>> BEGIN Data lines

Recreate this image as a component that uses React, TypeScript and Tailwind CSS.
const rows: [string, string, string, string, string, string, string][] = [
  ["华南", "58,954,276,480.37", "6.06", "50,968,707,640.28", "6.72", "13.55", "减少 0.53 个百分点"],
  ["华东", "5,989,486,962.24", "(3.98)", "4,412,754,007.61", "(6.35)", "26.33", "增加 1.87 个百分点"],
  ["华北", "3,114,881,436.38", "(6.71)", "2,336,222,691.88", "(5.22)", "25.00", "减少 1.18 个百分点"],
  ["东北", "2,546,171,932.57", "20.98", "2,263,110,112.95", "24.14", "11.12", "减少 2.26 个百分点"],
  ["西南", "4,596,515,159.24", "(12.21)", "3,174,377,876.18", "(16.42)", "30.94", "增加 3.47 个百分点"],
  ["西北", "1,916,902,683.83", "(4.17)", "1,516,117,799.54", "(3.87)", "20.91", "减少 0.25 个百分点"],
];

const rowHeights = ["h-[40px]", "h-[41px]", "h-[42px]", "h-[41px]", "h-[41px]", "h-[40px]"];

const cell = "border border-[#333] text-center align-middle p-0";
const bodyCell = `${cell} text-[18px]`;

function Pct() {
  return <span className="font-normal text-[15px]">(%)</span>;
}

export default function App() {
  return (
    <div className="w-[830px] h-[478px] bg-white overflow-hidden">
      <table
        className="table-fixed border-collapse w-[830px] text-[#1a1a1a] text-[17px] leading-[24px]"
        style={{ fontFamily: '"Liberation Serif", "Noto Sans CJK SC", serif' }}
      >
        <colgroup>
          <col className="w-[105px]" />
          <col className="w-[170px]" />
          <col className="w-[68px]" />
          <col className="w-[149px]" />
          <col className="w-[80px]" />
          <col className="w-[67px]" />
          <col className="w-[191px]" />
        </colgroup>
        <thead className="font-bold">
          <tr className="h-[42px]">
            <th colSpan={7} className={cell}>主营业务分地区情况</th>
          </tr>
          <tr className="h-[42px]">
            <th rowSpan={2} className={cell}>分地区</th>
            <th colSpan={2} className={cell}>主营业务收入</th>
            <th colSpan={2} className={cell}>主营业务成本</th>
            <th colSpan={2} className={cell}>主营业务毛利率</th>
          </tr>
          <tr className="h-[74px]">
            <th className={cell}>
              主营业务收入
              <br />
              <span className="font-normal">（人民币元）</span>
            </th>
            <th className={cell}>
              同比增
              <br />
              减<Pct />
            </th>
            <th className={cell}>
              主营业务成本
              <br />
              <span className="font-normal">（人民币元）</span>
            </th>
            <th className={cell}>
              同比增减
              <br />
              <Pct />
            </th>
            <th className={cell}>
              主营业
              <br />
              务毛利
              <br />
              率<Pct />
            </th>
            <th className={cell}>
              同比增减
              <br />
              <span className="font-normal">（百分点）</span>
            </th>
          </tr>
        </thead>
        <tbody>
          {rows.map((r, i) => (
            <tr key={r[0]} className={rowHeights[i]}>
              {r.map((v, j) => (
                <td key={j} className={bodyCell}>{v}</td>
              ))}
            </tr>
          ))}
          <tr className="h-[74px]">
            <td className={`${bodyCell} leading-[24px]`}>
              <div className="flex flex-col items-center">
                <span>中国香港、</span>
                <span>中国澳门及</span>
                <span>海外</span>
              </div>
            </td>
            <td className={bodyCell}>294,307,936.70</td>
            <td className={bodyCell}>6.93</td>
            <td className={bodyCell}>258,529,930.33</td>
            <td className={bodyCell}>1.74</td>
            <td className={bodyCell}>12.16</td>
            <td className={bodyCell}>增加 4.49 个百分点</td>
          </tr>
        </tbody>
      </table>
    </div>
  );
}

>> END Data lines

Type out the material again exactly as presented.

Recreate this image as a component that uses React, TypeScript and Tailwind CSS.
const rows: [string, string, string, string, string, string, string][] = [
  ["华南", "58,954,276,480.37", "6.06", "50,968,707,640.28", "6.72", "13.55", "减少 0.53 个百分点"],
  ["华东", "5,989,486,962.24", "(3.98)", "4,412,754,007.61", "(6.35)", "26.33", "增加 1.87 个百分点"],
  ["华北", "3,114,881,436.38", "(6.71)", "2,336,222,691.88", "(5.22)", "25.00", "减少 1.18 个百分点"],
  ["东北", "2,546,171,932.57", "20.98", "2,263,110,112.95", "24.14", "11.12", "减少 2.26 个百分点"],
  ["西南", "4,596,515,159.24", "(12.21)", "3,174,377,876.18", "(16.42)", "30.94", "增加 3.47 个百分点"],
  ["西北", "1,916,902,683.83", "(4.17)", "1,516,117,799.54", "(3.87)", "20.91", "减少 0.25 个百分点"],
];

const rowHeights = ["h-[40px]", "h-[41px]", "h-[42px]", "h-[41px]", "h-[41px]", "h-[40px]"];

const cell = "border border-[#333] text-center align-middle p-0";
const bodyCell = `${cell} text-[18px]`;

function Pct() {
  return <span className="font-normal text-[15px]">(%)</span>;
}

export default function App() {
  return (
    <div className="w-[830px] h-[478px] bg-white overflow-hidden">
      <table
        className="table-fixed border-collapse w-[830px] text-[#1a1a1a] text-[17px] leading-[24px]"
        style={{ fontFamily: '"Liberation Serif", "Noto Sans CJK SC", serif' }}
      >
        <colgroup>
          <col className="w-[105px]" />
          <col className="w-[170px]" />
          <col className="w-[68px]" />
          <col className="w-[149px]" />
          <col className="w-[80px]" />
          <col className="w-[67px]" />
          <col className="w-[191px]" />
        </colgroup>
        <thead className="font-bold">
          <tr className="h-[42px]">
            <th colSpan={7} className={cell}>主营业务分地区情况</th>
          </tr>
          <tr className="h-[42px]">
            <th rowSpan={2} className={cell}>分地区</th>
            <th colSpan={2} className={cell}>主营业务收入</th>
            <th colSpan={2} className={cell}>主营业务成本</th>
            <th colSpan={2} className={cell}>主营业务毛利率</th>
          </tr>
          <tr className="h-[74px]">
            <th className={cell}>
              主营业务收入
              <br />
              <span className="font-normal">（人民币元）</span>
            </th>
            <th className={cell}>
              同比增
              <br />
              减<Pct />
            </th>
            <th className={cell}>
              主营业务成本
              <br />
              <span className="font-normal">（人民币元）</span>
            </th>
            <th className={cell}>
              同比增减
              <br />
              <Pct />
            </th>
            <th className={cell}>
              主营业
              <br />
              务毛利
              <br />
              率<Pct />
            </th>
            <th className={cell}>
              同比增减
              <br />
              <span className="font-normal">（百分点）</span>
            </th>
          </tr>
        </thead>
        <tbody>
          {rows.map((r, i) => (
            <tr key={r[0]} className={rowHeights[i]}>
              {r.map((v, j) => (
                <td key={j} className={bodyCell}>{v}</td>
              ))}
            </tr>
          ))}
          <tr className="h-[74px]">
            <td className={`${bodyCell} leading-[24px]`}>
              <div className="flex flex-col items-center">
                <span>中国香港、</span>
                <span>中国澳门及</span>
                <span>海外</span>
              </div>
            </td>
            <td className={bodyCell}>294,307,936.70</td>
            <td className={bodyCell}>6.93</td>
            <td className={bodyCell}>258,529,930.33</td>
            <td className={bodyCell}>1.74</td>
            <td className={bodyCell}>12.16</td>
            <td className={bodyCell}>增加 4.49 个百分点</td>
          </tr>
        </tbody>
      </table>
    </div>
  );
}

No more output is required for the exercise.